L’internaute paranoïaque qui aurait des craintes de voir ainsi son adresse IP associée à la visite de sites terroristes (devenue un délit autonome) peut toutefois, théoriquement, faire appliquer le droit de rectification imposé par la loi CNIL.

L’article 40 de la loi de 1978 relative à l’informatique, aux fichiers et aux libertés prévoit en effet que « toute personne physique justifiant de son identité peut exiger du responsable d’un traitement que soient, selon les cas, rectifiées, complétées, mises à jour, verrouillées ou effacées les données à caractère personnel la concernant, qui sont inexactes, incomplètes, équivoques, périmées, ou dont la collecte, l’utilisation, la communication ou la conservation est interdite ».

Le ministère de l’Intérieur a obligation d’appliquer les demandes pour ses propres logs, et de faire suivre les demandes auprès de Xiti puisque « lorsqu’il a transmis les données en cause à un tiers lui-même responsable de traitement, il prend des mesures raisonnables, y compris d’ordre technique, compte tenu des technologies disponibles et des coûts de mise en œuvre, pour informer le tiers qui traite ces données que la personne concernée a demandé l’effacement de tout lien vers celles-ci, ou de toute copie ou de toute reproduction de celles-ci ».

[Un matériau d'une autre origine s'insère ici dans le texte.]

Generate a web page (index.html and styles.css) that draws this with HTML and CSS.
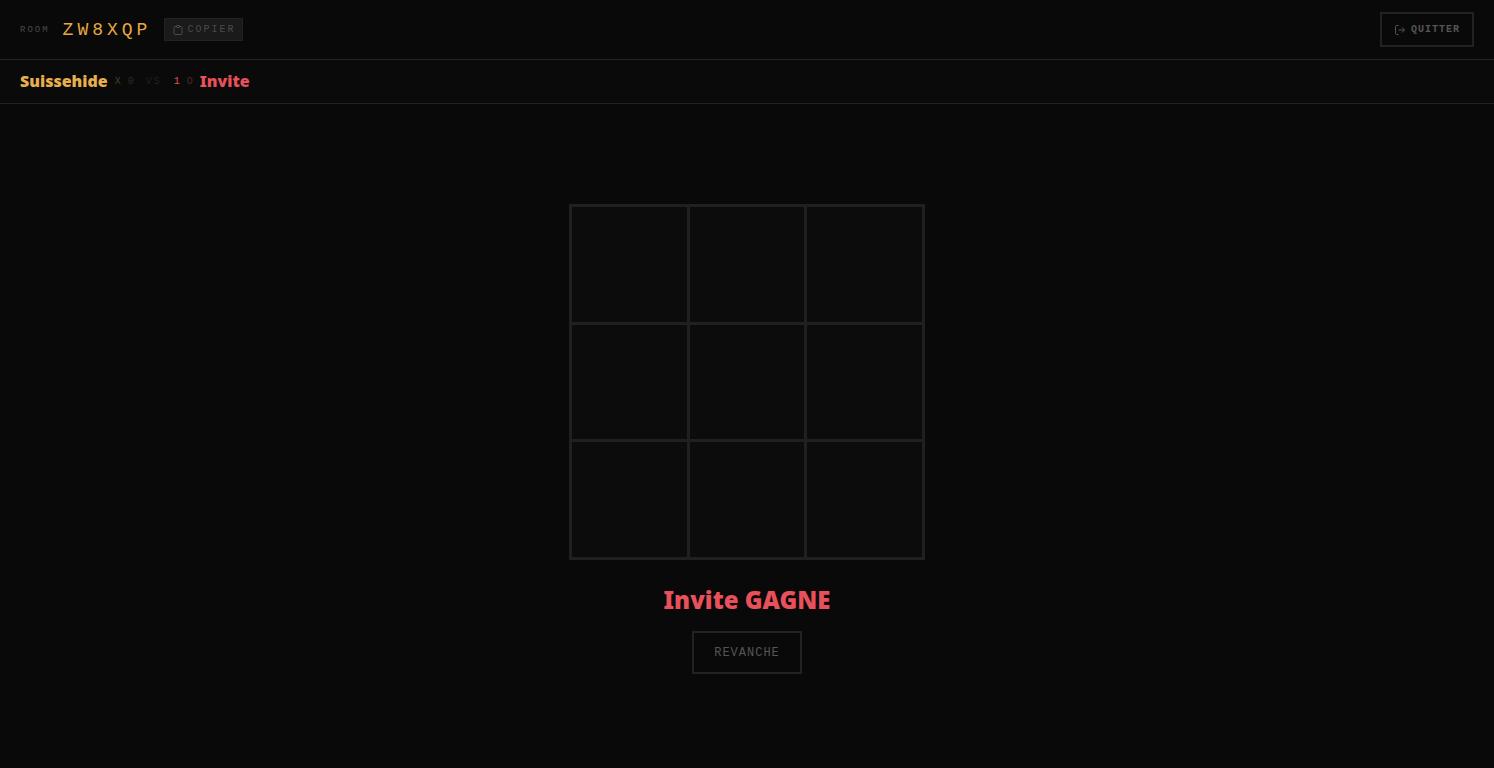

Cependant l’effacement n’est pas obligatoire lorsque le traitement est réputé « nécessaire » pour, entre autres, « exercer une mission d’intérêt public ou relevant de l’exercice de l’autorité publique dont est investi le responsable du traitement ». On comprend qu’il y aurait alors débat pour savoir si la tenue de statistiques agrégées sur la fréquentation des pages bloquées relève, ou non, de la mission d’intérêt public du ministère de l’Intérieur.

Il paraît selon nous très peu probable que le ministère accède aux demandes de ceux qui demanderaient une rectification. Toutefois ceux qui souhaitent aller au bout de la démarche pourront toujours saisir la CNIL en cas de refus, et tenter d’obtenir son soutien.